In any event, the record does not support the type of conclusive inference drawn by the court, i.e., that the defendant was unaware that his conduct was wrong. While the psychiatrists who interviewed him certainly found him to be afflicted with mental problems, the principal focus of their examinations was the defendant’s present condition and his fitness to stand trial in the future. The various written reports and findings contain no definitive finding or conclusion with respect to whether the defendant knew his conduct was wrongful.
Additionally, the court’s disposition conflicts with the policies adopted by the Legislature in cases where defendants have been acquitted due to mental disease and defect (see, CPL art 330). In 1980, the Legislature amended postverdict "procedures for defendants acquitted by reason of mental disease or defect” (Matter of Jill ZZ., 83 NY2d 133, 137; cf., Matter of George L., 85 NY2d 295). The 1980 amendments were prompted, inter alia, by concerns that the "court lacked continuing supervision over the acquittee” (Matter of Jill ZZ., supra, at 137). Under *57CPL 330.20, an acquittee who is found to suffer from a dangerous mental disorder must be confined to a secure facility until adjudicated no longer dangerous (see, CPL 330.20 [1] [f]; [6], [8]). Here, however, the court’s order delegates supervision over the defendant’s commitment and ultimate release exclusively to his treating physician, thereby terminating the court’s supervisory role in a case involving a potentially dangerous and mentally disturbed defendant. It is notable that two of the Clayton factors are the impact of a dismissal on the safety and welfare of the community and upon the public’s confidence in the criminal justice system (see, CPL 210.40 [1] [h], [g]).
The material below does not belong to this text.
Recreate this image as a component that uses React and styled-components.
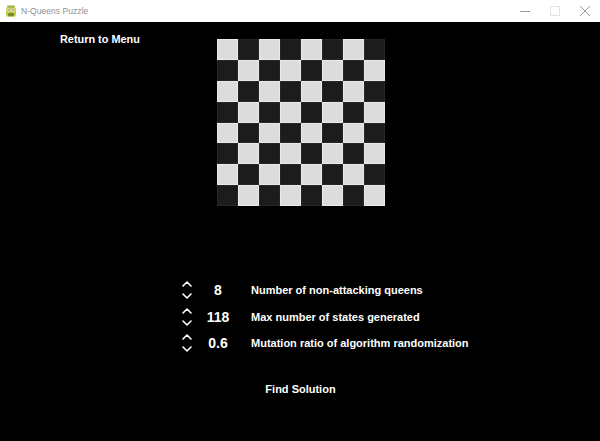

A procedure which eliminates the supervisory function deemed indispensable by the Legislature cannot be described as impacting positively on the safety or welfare of the community and the public’s perception of the criminal justice system.
Under the circumstances, the order appealed from is reversed, on the law and as a matter of discretion in the interest of justice, the defendant’s motion to dismiss the indictment is denied, the indictment reinstated, and the matter is remitted to the Supreme Court, Kings County, for further proceedings before a different Justice.
Sullivan, J. P., Rosenblatt and Ritter, JJ., concur.
Ordered that the order is reversed, on the law and as a matter of discretion in the interest of justice, the defendant’s motion to dismiss the indictment is denied, the indictment is reinstated, and the matter is remitted to the Supreme Court, Kings County, for further proceedings before a different Justice.